A Tartan surface covered the dirt in 1974, and in 1979, a new maple wooden basketball court was installed. Eventually, other sports like track and field and volleyball got their own indoor facilities: Anschutz Sports Pavilion opened in 1984 for indoor football practice and indoor track; Horejsi Family Athletics Center opened in 1998 for volleyball and basketball practice, leaving Allen Fieldhouse to be modernized as one of the country’s preeminent college basketball arenas.

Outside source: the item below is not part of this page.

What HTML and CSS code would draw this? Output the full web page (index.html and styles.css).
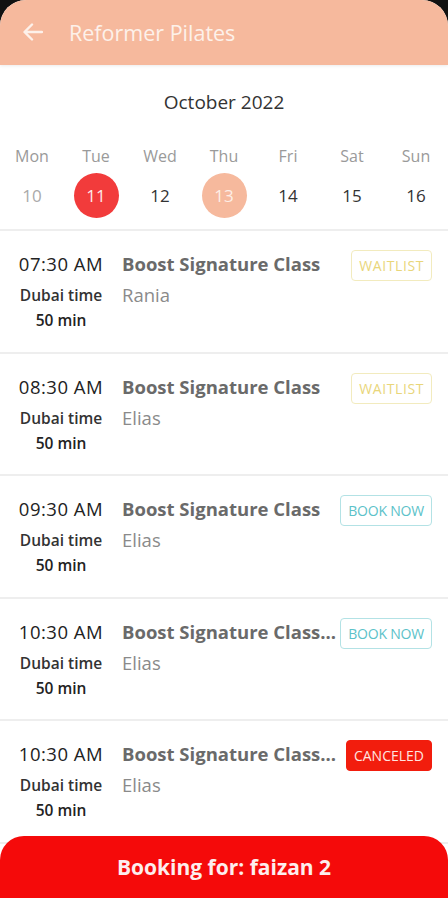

Lighting and sound systems and scoreboards have been consistently updated and upgraded over the years. In January 2006, the Booth Family Hall of Athletics was added to the east side of Allen, creating a dazzling display of the university’s athletics history. In lieu of not having private suites, up to four different donor spaces were created that can accommodate about 600.
In April 2016, the DeBruce Center opened, highlighted by the original copy of Naismith’s original rules of “basket ball.” The history of the game had come home.
“Allen Fieldhouse is known for its historical significance first and foremost,” says Brad Nachtigal, associate athletic director, operations and capital projects, who in his 21 years with KU has witnessed three major Fieldhouse renovations along with other smaller projects. “The building has its original interior. It’s stood the test of time.
“We’re definitely always looking for ways to make fan amenities better. We continually strive to preserve and modernize what we can.”
In the end, many agree that the qualities that make Allen Fieldhouse not modern are what make it the special place it is.
“I’ve been to a lot of fancier places, but there’s something about this place that makes it feel like being home,” said Corman on the Jayhawker Podcast. “Even though it’s big, it’s intimate with people being seated really close together, not much knee room.
“I don’t think they’ll ever take it down.”